Ancak süreç Beşiktaş ile birlikte Avrupa'da yoluna devam eden Trabzonspor için tam bir kâbusa dönüştü. 3 ay içinde 17 lig, 9 Avrupa maçı oynamak zorunda kalan bordo-mavili ekip, özellikle Şampiyonlar Ligi dönüşü ligde ciddi sıkıntılar yaşadı. Puan kayıpları hep bu dönüşler ertesinde yaşandı.
Hiç de alışık olmadıkları bu tempoda futbolcuları hem fiziksel, hem zihinsel olarak üç günde bir maç oynamaya hazırlamak gerçekten kolay değildi.
Nitekim Güneş ve ekibinin çabası, bu çizgiyi yakalamak için yeterli olamadı.

HEDEF PLAY-OFF İSE
Ligin ilk yarısını 24 puanla sekizinci sırada tamamlayan Trabzonspor'un hedefi elbette play-off grubuna kalmak olacak.
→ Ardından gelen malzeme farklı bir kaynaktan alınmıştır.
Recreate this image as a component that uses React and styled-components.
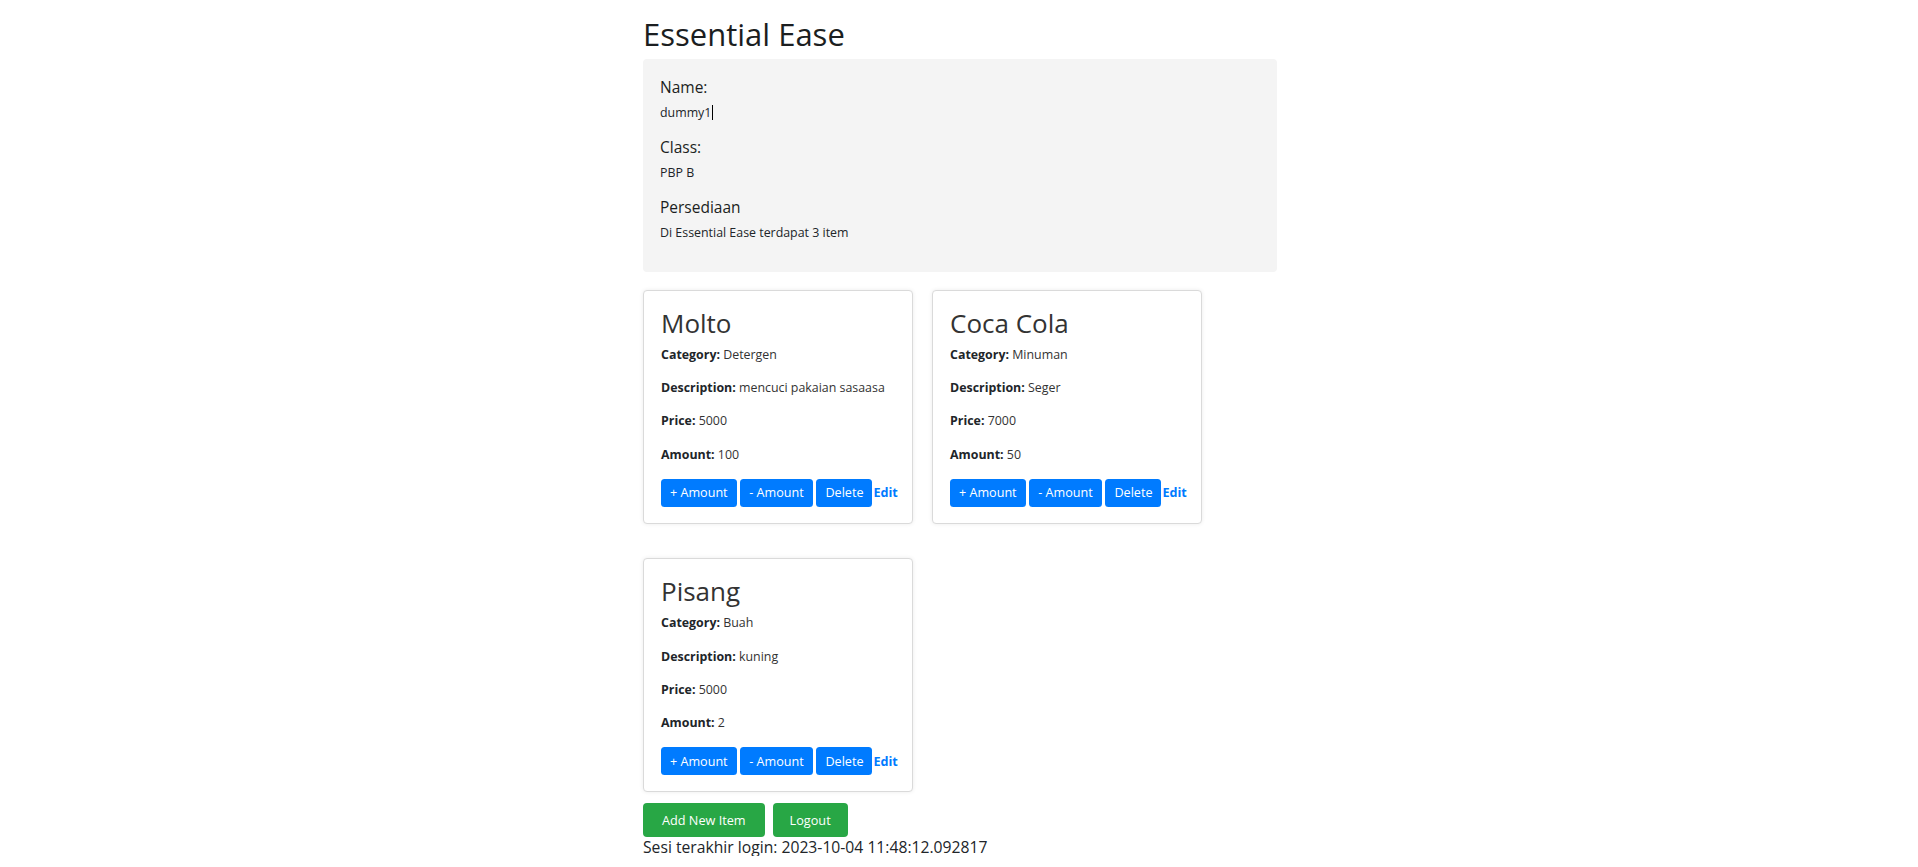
import React from 'react';
import styled, { createGlobalStyle } from 'styled-components';

const GlobalStyle = createGlobalStyle`
  * { box-sizing: border-box; }
  body {
    margin: 0;
    background: #fff;
    color: #212529;
    font-family: "Open Sans", "Noto Sans", sans-serif;
  }
`;

const items = [
  { name: 'Molto', category: 'Detergen', description: 'mencuci pakaian sasaasa', price: 5000, amount: 100 },
  { name: 'Coca Cola', category: 'Minuman', description: 'Seger', price: 7000, amount: 50 },
  { name: 'Pisang', category: 'Buah', description: 'kuning', price: 5000, amount: 2 },
];

function App() {
  return (
    <>
      <GlobalStyle />
      <Container>
        <Title>Essential Ease</Title>

        <InfoBox>
          <Label>Name:</Label>
          <Text>dummy1<Caret /></Text>
          <Label>Class:</Label>
          <Text>PBP B</Text>
          <Label>Persediaan</Label>
          <Text>Di Essential Ease terdapat {items.length} item</Text>
        </InfoBox>

        <CardGrid>
          {items.map((item) => (
            <Card key={item.name}>
              <CardTitle>{item.name}</CardTitle>
              <Field><b>Category:</b> {item.category}</Field>
              <Field><b>Description:</b> {item.description}</Field>
              <Field><b>Price:</b> {item.price}</Field>
              <Field><b>Amount:</b> {item.amount}</Field>
              <Actions>
                <SmallButton>+ Amount</SmallButton>
                <SmallButton>- Amount</SmallButton>
                <SmallButton $tight>Delete</SmallButton>
                <EditLink href="#">Edit</EditLink>
              </Actions>
            </Card>
          ))}
        </CardGrid>

        <Footer>
          <GreenButton $pad={19}>Add New Item</GreenButton>
          <GreenButton $pad={17}>Logout</GreenButton>
        </Footer>
        <LastLogin>Sesi terakhir login: 2023-10-04 11:48:12.092817</LastLogin>
      </Container>
    </>
  );
}

export default App;

const Container = styled.div`
  width: 634px;
  margin-left: calc(50% - 316px);
`;

const Title = styled.h1`
  font-size: 31px;
  line-height: 37.2px;
  font-weight: 500;
  margin: 16px 0 6px;
  color: #1b1e21;
`;

const InfoBox = styled.div`
  background: #f4f4f4;
  border-radius: 4px;
  padding: 18px 17px 16px;
`;

const Label = styled.h5`
  font-size: 15.5px;
  line-height: 20px;
  font-weight: 500;
  margin: 0 0 7.2px;
  color: #1b1e21;
`;

const Text = styled.p`
  font-size: 12.4px;
  line-height: 18px;
  margin: 0 0 14.5px;
  color: #212529;
`;

const Caret = styled.span`
  display: inline-block;
  width: 1px;
  height: 15px;
  background: #000;
  vertical-align: -3px;
  margin-left: 1px;
`;

const CardGrid = styled.div`
  display: flex;
  flex-wrap: wrap;
  column-gap: 19px;
  row-gap: 34.3px;
  margin-top: 17.7px;
`;

const Card = styled.div`
  width: 270px;
  border: 1px solid #dadada;
  border-radius: 4px;
  box-shadow: 0 0 4px rgba(0, 0, 0, 0.08);
  padding: 17px 17px 16.3px;
  background: #fff;
`;

const CardTitle = styled.h2`
  font-size: 26px;
  line-height: 31.2px;
  font-weight: 500;
  color: #333;
  margin: 0 0 6.7px;
`;

const Field = styled.p`
  font-size: 12.4px;
  line-height: 18px;
  margin: 0 0 15.3px;
  color: #333;

  b {
    font-weight: 700;
    color: #212529;
  }
`;

const Actions = styled.div`
  display: flex;
  align-items: center;
  white-space: nowrap;
`;

const SmallButton = styled.button`
  flex-shrink: 0;
  height: 27.7px;
  padding: 0 9px;
  margin-right: ${(p) => (p.$tight ? '1px' : '3.7px')};
  border: none;
  border-radius: 3.5px;
  background: #007bff;
  color: #fff;
  font-family: inherit;
  font-size: 12.6px;
  white-space: nowrap;
  cursor: pointer;
`;

const EditLink = styled.a`
  flex-shrink: 0;
  color: #007bff;
  font-weight: 700;
  font-size: 12.6px;
  text-decoration: none;
`;

const Footer = styled.div`
  display: flex;
  gap: 8px;
  margin-top: 10.8px;
`;

const GreenButton = styled.button`
  height: 33.4px;
  padding: 0 ${(p) => p.$pad}px;
  border: none;
  border-radius: 4px;
  background: #28a745;
  color: #fff;
  font-family: inherit;
  font-size: 12.7px;
  white-space: nowrap;
  cursor: pointer;
`;

const LastLogin = styled.div`
  font-size: 15.7px;
  line-height: 18.8px;
  margin-top: 1.1px;
  color: #212529;
`;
Eskişehirspor, Gençlerbirliği, Kayserispor ve Mersin İdman Yurdu gibi sezonun sürpriz takımlarını yakalayıp üç büyüklere kafa tutmanın yolu, özellikle sahasında oynayacağı maçlarda puan kaybetmemek. Tabii Beşiktaş ile Galatasaray'a rövanşta yenilmemek ve Fenerbahçe sınavına soğukkanlı biçimde hazırlanıp belki de play-off'un çehresini değiştirecek doksan dakikadan galibiyetle çıkmak olacak. Kolay gibi görünmese de, şike soruşturmasıyla ilgili sezon içinde yaşanacak bazı gelişmeler bordo-mavili ekibe ekstra bir güç sağlayabilir.

Alkışlar taraftara
Geçmiş yıllarda agresif tavırları yüzünden takımlarının çeşitli cezalar almasına yol açan bordo-mavili taraftar bu yıl inanılmaz bir değişim gösterdi. Coşkulu desteğinin yanı sıra,
gerek Avni Aker'de gerek deplasman ve Avrupa
maçlarında takımlarını yalnız bırakmayan
12. adam, ligin ikinci yarısında da
Trabzonspor'un en önemli itici gücü olacak.

Ya Burak olmasaydı?
Karadeniz temsilcisinin bu sezon en büyük kazancı kuşkusuz Burak'ın olağanüstü performansı. Geçen yıl 18 gol atan Burak, ilk yarının sonunda 16 gole ulaştı. Üstelik yanında Selçuk ve Umut gibi asist yapacak isimlerin yokluğunda. Ancak Burak'ın tek başına bu takımı sırtlamasını ve alınacak her puanda katkısını beklemek büyük insafsızlık olur. Her futbolcu gibi duraklama dönemi yaşayan ve 6 lig maçında suskun kalan Burak'a alternatif bulunmadığı takdirde, bordo-mavililer ikinci yarıda hedeflerinin peşinde koşan takım hüviyetini yitirebilir.